What is SEIS relief?
SEIS was introduced in 2012 to encourage investment in start-up companies. Similar to its “big sister”, enterprise investment scheme (EIS) relief, SEIS provides certain tax advantages to individuals:
- An individual subscribing for shares in a company can set 50% of the share subscription price off against his or her income tax bill (up to an annual limit of £100,000)
- A sale of those subscription shares is exempt from capital gains tax (CGT)
To qualify for SEIS, the individual must hold the shares for a minimum period of three years. The shares must be issued to raise money for the purpose of a “qualifying activity”.
The shares must also be issued for “genuine commercial reasons”. Relief is not available if the main purpose, or one of the main purposes, of issuing the shares is to avoid tax (such as CGT).
Unlike under the EIS relief regime, there is no statutory minimum amount that an individual must invest to qualify for SEIS relief.
HMRC refused to give authority. It said that, although there is no minimum investment figure to trigger SEIS relief, it “would expect it to be more than the cost of the share issue, otherwise the funds cannot be said to have been raised for the purposes of … business activity”. HMRC went on to say that it was not prepared to grant relief because the mere £316 raised was not “of meaningful use” to Oxbotica.
There was then a series of correspondence, through which Oxbotica’s lawyers provided considerable information to HMRC in response to its enquiries, and in which they noted to HMRC that there is no statutory minimum investment to qualify for SEIS relief.

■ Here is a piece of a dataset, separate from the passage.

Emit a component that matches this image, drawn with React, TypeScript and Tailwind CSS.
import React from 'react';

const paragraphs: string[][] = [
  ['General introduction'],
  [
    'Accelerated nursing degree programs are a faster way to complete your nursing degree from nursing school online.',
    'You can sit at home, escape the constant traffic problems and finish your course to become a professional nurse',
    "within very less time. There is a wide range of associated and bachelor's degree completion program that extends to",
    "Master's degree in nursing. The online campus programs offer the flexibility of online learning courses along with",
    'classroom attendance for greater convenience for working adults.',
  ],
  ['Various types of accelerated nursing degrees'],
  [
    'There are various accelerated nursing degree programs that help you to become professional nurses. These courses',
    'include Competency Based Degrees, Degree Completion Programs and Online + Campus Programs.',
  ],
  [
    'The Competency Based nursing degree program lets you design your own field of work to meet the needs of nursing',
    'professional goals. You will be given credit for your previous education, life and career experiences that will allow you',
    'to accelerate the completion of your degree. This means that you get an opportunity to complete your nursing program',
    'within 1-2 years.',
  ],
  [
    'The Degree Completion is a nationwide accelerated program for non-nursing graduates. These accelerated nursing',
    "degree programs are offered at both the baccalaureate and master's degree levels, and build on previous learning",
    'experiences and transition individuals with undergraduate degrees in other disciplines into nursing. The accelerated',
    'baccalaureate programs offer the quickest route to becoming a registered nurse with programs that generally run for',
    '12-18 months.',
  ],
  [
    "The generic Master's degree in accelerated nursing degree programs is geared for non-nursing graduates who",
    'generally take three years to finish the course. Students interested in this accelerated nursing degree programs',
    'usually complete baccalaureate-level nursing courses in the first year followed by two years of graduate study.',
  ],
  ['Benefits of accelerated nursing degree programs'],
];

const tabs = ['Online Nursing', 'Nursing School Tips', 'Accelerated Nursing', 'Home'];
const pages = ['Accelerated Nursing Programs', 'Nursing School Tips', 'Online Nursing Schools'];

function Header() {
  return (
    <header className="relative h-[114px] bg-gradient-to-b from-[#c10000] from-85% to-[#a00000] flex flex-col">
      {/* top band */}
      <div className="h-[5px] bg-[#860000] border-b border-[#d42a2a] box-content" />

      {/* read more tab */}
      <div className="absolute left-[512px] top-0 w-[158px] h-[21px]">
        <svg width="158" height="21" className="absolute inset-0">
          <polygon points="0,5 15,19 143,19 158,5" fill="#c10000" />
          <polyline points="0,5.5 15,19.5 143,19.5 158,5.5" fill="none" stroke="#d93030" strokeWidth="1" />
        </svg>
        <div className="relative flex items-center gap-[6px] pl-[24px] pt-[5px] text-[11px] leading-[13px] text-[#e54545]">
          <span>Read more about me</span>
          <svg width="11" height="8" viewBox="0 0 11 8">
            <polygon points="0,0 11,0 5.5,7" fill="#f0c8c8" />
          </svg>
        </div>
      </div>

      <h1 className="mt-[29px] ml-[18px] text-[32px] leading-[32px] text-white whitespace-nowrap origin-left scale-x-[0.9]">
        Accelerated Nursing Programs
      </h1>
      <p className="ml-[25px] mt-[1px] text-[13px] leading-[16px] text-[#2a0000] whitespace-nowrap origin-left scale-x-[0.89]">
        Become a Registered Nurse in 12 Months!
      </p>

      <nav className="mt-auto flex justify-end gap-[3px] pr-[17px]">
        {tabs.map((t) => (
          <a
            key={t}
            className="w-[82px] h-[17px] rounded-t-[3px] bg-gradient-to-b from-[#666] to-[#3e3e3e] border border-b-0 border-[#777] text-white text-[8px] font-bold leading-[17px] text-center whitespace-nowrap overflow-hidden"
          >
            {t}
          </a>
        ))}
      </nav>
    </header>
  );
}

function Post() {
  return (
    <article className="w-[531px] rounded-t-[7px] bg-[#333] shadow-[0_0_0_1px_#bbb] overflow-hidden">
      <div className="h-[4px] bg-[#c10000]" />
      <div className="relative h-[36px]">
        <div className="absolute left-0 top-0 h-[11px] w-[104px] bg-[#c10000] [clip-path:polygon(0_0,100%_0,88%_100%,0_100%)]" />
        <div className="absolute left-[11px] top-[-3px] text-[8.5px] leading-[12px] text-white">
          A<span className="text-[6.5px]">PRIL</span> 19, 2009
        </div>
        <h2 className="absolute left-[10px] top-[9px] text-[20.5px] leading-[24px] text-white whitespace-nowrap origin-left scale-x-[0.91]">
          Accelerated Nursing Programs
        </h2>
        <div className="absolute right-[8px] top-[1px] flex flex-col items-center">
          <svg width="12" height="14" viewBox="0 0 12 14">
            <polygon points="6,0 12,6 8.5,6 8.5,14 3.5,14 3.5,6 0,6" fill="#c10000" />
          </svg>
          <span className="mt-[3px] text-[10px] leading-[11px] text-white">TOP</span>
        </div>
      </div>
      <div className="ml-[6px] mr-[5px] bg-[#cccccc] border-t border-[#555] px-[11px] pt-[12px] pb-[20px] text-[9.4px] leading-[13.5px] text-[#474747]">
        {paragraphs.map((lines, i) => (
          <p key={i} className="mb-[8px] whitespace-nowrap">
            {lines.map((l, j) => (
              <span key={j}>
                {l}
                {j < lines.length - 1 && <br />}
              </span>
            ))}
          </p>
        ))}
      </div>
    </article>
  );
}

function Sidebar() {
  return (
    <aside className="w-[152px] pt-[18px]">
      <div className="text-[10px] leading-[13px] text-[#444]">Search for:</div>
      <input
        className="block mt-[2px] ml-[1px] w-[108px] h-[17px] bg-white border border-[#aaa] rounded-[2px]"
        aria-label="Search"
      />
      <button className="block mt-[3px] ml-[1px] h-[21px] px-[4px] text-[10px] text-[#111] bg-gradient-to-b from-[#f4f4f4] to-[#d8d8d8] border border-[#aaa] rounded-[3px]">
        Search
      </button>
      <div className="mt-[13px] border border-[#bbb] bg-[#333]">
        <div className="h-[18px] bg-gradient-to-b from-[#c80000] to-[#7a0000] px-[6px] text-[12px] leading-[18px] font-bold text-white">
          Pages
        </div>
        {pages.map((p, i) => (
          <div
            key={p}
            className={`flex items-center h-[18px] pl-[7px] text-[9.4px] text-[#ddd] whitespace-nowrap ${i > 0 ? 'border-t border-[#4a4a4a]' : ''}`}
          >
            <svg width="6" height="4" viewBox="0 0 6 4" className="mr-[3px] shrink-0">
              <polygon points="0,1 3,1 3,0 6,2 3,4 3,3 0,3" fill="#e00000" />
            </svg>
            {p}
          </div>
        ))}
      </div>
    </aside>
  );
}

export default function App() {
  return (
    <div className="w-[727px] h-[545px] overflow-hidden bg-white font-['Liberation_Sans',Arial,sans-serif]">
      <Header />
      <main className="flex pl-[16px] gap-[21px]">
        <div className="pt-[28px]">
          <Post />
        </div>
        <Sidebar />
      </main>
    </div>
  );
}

However, ultimately HMRC confirmed its refusal to give authority, stating that the amount raised was too small and, given that Oxbotica had already secured funding from the University, the purpose of the share issue had been to secure relief from CGT, rather than to raise money for Oxbotica’s business.

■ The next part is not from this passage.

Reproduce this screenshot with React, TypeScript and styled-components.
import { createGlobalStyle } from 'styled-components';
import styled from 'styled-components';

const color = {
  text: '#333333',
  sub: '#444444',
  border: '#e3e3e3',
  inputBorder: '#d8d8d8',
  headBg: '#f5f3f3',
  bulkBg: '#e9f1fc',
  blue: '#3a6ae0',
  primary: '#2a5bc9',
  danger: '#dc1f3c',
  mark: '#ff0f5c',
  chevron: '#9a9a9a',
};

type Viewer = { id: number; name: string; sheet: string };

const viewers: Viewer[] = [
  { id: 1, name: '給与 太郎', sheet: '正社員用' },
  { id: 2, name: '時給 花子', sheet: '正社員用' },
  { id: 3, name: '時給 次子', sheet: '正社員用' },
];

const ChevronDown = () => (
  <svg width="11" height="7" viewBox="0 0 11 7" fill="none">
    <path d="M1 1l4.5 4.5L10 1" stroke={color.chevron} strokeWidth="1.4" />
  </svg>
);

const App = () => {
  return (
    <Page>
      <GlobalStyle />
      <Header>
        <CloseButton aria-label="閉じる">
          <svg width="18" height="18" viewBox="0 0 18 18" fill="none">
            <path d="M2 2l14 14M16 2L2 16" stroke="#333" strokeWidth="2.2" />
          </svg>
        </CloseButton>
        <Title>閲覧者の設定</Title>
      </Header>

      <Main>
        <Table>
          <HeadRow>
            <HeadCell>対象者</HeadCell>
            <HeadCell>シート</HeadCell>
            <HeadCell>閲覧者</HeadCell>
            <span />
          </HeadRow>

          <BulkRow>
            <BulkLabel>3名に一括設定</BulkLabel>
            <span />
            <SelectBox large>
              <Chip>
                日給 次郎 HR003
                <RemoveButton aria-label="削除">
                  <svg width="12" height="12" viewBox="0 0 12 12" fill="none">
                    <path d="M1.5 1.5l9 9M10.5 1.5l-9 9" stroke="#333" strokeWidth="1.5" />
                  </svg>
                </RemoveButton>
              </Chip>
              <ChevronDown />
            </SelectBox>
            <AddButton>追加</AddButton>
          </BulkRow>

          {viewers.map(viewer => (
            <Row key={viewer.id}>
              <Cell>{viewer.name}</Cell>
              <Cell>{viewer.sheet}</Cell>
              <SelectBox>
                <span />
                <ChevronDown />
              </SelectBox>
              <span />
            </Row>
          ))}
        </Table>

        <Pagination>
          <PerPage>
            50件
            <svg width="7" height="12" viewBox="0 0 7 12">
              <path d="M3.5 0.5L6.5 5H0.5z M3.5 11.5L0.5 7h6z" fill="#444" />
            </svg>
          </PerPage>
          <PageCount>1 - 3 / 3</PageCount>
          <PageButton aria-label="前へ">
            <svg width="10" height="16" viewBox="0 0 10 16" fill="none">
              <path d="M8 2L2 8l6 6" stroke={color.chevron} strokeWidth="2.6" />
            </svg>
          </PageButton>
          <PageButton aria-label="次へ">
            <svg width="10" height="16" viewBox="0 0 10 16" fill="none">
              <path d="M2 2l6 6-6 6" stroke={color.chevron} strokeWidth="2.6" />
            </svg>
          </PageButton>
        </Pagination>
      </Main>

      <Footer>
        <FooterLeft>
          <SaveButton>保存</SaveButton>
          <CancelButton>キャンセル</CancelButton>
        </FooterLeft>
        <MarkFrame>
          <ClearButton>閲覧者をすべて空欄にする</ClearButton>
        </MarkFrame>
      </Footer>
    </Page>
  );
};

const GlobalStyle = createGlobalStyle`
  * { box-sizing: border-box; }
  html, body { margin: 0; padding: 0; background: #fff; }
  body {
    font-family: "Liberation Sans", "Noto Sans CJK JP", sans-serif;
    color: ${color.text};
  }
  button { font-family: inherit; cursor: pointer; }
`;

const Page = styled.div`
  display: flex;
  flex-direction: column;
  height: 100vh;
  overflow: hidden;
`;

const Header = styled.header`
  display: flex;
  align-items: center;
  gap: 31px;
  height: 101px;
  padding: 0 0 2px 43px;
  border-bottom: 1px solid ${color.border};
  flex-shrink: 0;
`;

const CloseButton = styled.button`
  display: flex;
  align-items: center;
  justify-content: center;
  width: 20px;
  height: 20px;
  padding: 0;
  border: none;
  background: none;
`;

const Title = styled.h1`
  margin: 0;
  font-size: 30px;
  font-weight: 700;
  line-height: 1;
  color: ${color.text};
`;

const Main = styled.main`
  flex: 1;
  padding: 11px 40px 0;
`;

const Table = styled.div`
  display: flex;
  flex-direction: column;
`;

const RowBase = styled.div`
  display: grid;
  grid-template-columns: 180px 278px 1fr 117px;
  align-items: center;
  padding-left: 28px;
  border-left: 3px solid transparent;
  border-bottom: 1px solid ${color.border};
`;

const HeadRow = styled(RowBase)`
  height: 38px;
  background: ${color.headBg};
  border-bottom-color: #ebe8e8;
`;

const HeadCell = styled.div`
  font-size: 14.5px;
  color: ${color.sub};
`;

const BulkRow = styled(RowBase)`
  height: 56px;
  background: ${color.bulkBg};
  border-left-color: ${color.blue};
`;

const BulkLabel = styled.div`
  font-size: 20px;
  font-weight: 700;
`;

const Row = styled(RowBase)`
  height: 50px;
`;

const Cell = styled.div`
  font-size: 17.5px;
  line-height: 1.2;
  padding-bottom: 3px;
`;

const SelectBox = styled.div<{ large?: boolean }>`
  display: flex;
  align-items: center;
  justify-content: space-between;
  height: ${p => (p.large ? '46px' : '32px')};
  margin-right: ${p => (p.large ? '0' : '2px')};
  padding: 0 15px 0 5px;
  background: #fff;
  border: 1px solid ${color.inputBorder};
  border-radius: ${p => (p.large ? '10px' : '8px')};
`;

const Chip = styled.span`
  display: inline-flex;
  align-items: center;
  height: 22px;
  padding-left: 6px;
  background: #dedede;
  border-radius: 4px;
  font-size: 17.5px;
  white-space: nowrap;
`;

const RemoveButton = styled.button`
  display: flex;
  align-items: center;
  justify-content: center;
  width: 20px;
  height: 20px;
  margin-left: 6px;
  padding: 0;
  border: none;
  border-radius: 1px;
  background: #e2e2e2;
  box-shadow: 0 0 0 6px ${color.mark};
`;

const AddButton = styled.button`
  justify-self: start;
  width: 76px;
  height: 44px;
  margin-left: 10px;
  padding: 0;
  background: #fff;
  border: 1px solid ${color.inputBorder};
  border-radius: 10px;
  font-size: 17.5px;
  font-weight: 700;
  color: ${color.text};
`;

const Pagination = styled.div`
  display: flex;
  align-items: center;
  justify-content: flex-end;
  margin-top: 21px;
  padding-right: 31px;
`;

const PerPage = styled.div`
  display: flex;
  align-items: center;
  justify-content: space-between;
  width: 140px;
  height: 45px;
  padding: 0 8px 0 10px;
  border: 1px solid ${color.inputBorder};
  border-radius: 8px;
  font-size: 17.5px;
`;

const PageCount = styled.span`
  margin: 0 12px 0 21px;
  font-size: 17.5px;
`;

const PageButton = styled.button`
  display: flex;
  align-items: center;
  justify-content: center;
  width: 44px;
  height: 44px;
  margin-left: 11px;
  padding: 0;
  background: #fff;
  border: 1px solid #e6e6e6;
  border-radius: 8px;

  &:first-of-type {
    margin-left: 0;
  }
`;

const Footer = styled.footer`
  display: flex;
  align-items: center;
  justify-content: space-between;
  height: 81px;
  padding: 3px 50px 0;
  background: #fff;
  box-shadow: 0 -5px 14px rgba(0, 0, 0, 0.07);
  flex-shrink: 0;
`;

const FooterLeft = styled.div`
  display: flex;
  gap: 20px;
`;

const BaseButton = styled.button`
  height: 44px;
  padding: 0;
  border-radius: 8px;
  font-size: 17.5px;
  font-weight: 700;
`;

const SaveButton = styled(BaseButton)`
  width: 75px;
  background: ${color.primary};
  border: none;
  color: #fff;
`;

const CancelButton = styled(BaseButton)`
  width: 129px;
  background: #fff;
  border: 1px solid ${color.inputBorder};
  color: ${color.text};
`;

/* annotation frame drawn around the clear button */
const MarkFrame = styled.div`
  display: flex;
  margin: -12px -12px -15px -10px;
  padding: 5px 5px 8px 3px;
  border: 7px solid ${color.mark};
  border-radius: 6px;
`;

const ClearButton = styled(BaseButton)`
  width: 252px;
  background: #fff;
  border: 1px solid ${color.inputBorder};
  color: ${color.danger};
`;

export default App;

Oxbotica appealed to the Tribunal. In essence, it argued that the size of an investment is not relevant to its purpose. As the SEIS regime does not set out a statutory minimum investment, an investment cannot be denied relief merely because it is small.
What did the Tribunal say?
The Tribunal agreed with Oxbotica. It noted that the SEIS relief legislation was “highly prescriptive” and imposed no minimum investment threshold. It also noted that the legislation contained a specific anti-avoidance provision (see box above). The judge was not therefore prepared to interpret the statute to introduce HMRC’s proposed requirement for a “meaningful level of investment”.
The judge also said that there was no need for the company applying under the SEIS regime to show that a share issue is its only means of funding. It was therefore perfectly acceptable for Oxbotica to apply for relief, even though it had secured substantial funding from the University.
HMRC was therefore not prevented from granting authority to Oxbotica to issue SEIS certificates.
Although still a relatively new relief, SEIS can be extremely useful for budding, start-up businesses and is becoming increasingly significant in today’s tech society in connection with seed financing by entrepreneurs and founder investors.
The Tribunal’s decision in this case confirms that, whilst notably prescriptive, SEIS nonetheless remains a flexible relief which caters for minimal capital investments as well as more substantial ones.
It is important to remember the core issue in this decision: the size of an investment will not of itself dictate its purpose, including whether the share issue has a tax-avoidance purpose.
However, the situation in other cases may be different. Where shares are plainly issued for a purpose other than to fund a qualifying business, relief is unlikely to be available. Likewise, if a company issues shares for the purpose of avoiding tax (whether the sole purpose or one of several), there will be no relief. This will always depend on the specific circumstances in each case.